Anhand von Röntgenbildern können Ärzte erkennen, ob Patienten zwischen den Zähnen oder unter einer Füllung Karies haben. Eine Umfrage von saldo unter Zahnärzten zeigt: Sechs von zwölf empfehlen, alle zwei Jahre Röntgenbilder zu machen – unabhängig davon, ob man Zahnweh hat oder nicht. Zahnarzt Peter Zuber aus Winterthur ZH sagt: «In vielen Praxen machen der Zahnarzt oder die Dentalhygienikerin sogar jedes Jahr Röntgenbilder.»
Solche Bilder sind eine gute Einnahmequelle: Eine Aufnahme kostet 20 bis 30 Franken. Bei zehn Patienten pro Tag mit je zwei Bildern nimmt der Zahnarzt bis zu 600 Franken ein.
Röntgenstrahlen sind nicht harmlos. Sie können die Erbsubstanz in den Zellen schädigen. Dadurch steigt das Risiko für Tumore. Die Strahlendosis ist zwar klein. Doch der Basler Krebsarzt Claudio Knüsli sagt: «Auch schon kleine Strahlendosen können schaden.»

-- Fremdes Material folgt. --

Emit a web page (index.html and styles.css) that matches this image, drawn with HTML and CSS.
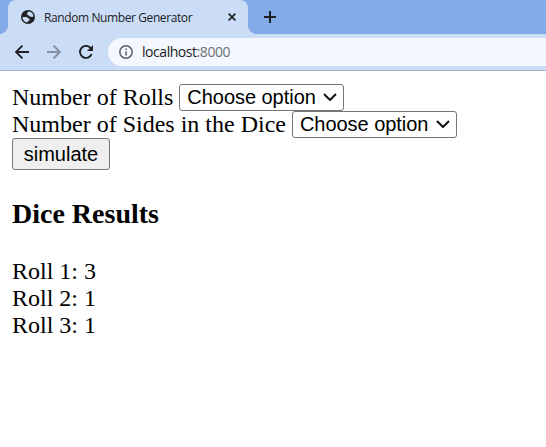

Risiko für Hirntumor wird vergrössert
Das bestätigte eine US-amerikanische Studie von 2011. Die Forscher untersuchten rund 1400 Patienten. Das Resultat: Wer jedes Jahr die Zähne röntgen lässt, hat ein grösseres Risiko für Hirntumore. Schon früher wiesen Studien auf solche Schäden hin. Die deutsche Fachzeitschrift «Strahlentelex» berichtete bereits vor zehn Jahren, dass Frauen, deren Zähne man während der Schwangerschaft geröntgt hatte, eher ein untergewichtiges Kind zur Welt brachten. Die Studie untersuchte 5500 Frauen, sie erschien in der Zeitschrift der American Medical Association.
Kommt hinzu: Aus medizinischen Gründen ist es gar nicht sinnvoll, die Zähne routinemässig zu röntgen. Vor allem nicht «in den gleichen zeitlichen Abständen», sagt Zahnärztin Dorothea Dagassan von der Universität Basel. Dagassan ist auch Strahlenschutzbeauftragte bei der Schweizerischen Zahnärzte-Gesellschaft. Eine Studie der Universität Zürich kam bereits im Jahr 2011 zum Schluss: Bei Kindern ohne Karies ist das Kariesrisiko so klein, dass es sich nicht lohnt, sie alle ein bis zwei Jahre den Röntgenstrahlen auszusetzen. Alle acht Jahre reicht. Die Forscher hatten 600 Schulkinder untersucht.
Auch für Michael Bornstein von der Schweizerischen Gesellschaft für zahnärztliche Radiologie ist klar: Bei Patienten, die schon länger keine Karies mehr hatten und ihre Zähne sehr gut putzen, könne man auch «mehr als ein oder zwei Jahre» zuwarten. Das gelte selbst für Patienten mit Prothese, Wurzelbehandlung oder Implantaten. «Zahnärzte sollten nur dann röntgen, wenn es einen klaren Grund dafür gibt, zum Beispiel wenn der Patient Beschwerden hat.»